Steven Sondheim has called Sweeney Todd a pleasingly tense and macabre classic, and since premiering on Broadway in 1979, Sweeney Todd has won eight Tony Awards for being dark and humorous. Sweeney Todd is considered a musical by its orchestration with highly structured scores, and critics place it up to par with grand opera.

Victorian life influences the musical based on the setting that Sweeney Todd was written in by Hugh Wheeler, and although Sweeney Todd is entirely a fictional character Todd’s story carries with it remnants of the infamous serial killer Jack the Ripper, who was famous in London for his style of murder around this Era. The musical captures real-life depictions of the social classes, and how such a vibrant place like London with all its ports, railroads, and bridges can still be demographically split as was Wheeler’s intention.

According to the Victorian English Opera Home Page, Sondheim based his Sweeney Todd musical on a 1973 play by Christopher Bond. Borrowing ideas from The Count of Monte Christo, Shakespeare, and The Revenger’s, he creates his version of a Sweeney Todd that is a tragedy of circumstances. Sondheim amplifies the appropriate mood and atmosphere of musicals using different musical devices that include discordance, motifs, and ostinato. Leitmotifs are a conventional operatic device that Sondheim has used in previous theatrical compositions. These motifs are heard both in the orchestration and vocal parts of the musical. This technique is often used by other composers to identify a character or emotion; in Sweeney Todd, Sondheim assigns a motif to specific roles.

Sondheim rapidly changes the pace and rhythm throughout the score that emphasizes the changeability of Sweeney Todd’s nature. Repetition is demonstrated in the ostinato that he uses in the opening ballad and the end. Sondheim explores many themes in Sweeney Todd, the main two being love and revenge. The music associated with Todd’s memory of his wife is all lovey-dovey, and like waking up to reality, he quickly snaps into brisk and angry mutterings about the world being full of vermin. In contrast, Anthony sings in an all-embracing melody of love whenever he sees Johanna.

Critics called Sondheim’s Sweeney Todd a murderous musical classic that serves both chills and thrills. Many found the throat-cutting barber fast-paced and bloody entertainment, and it has received high praise in all its adaptions. The musical has won both the Olivier Award for Best New Musical and Tony Award for Best Musical further cementing its success with the audiences.

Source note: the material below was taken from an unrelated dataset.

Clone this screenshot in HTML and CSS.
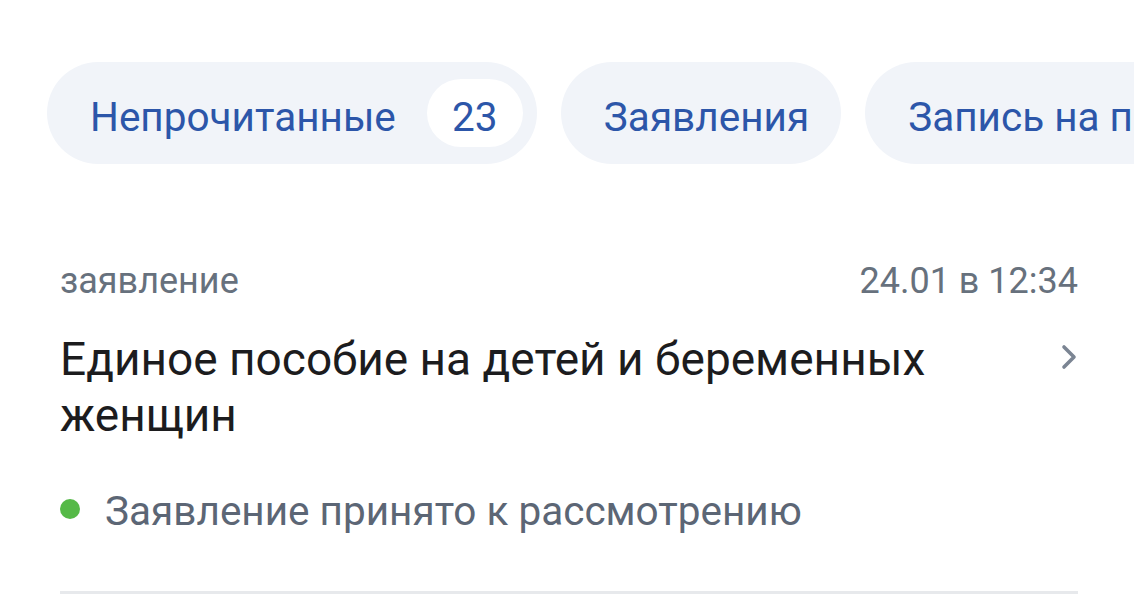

Revenge is an old topic in Western literature but differs significantly in most works when compared to Greek and Elizabethan tragedy. Although many would agree that revenge is never a solution, it is a common theme that depicts human nature, further allowing audiences to be drawn by the allure and accept it at face value. While revenge wasn’t typically a common idea in nineteenth-century works, it is a critical theme in Sweeney Todd. Sondheim uses his story to showcase the horrors and misshapen that arise when revenge is the goal, and to represent the idea that even positive beginnings can quickly turn negative. It’s ultimately pushing the “hero” to perform unjustifiable actions to achieve vengeance, eventually becoming the villain he initially wanted to destroy.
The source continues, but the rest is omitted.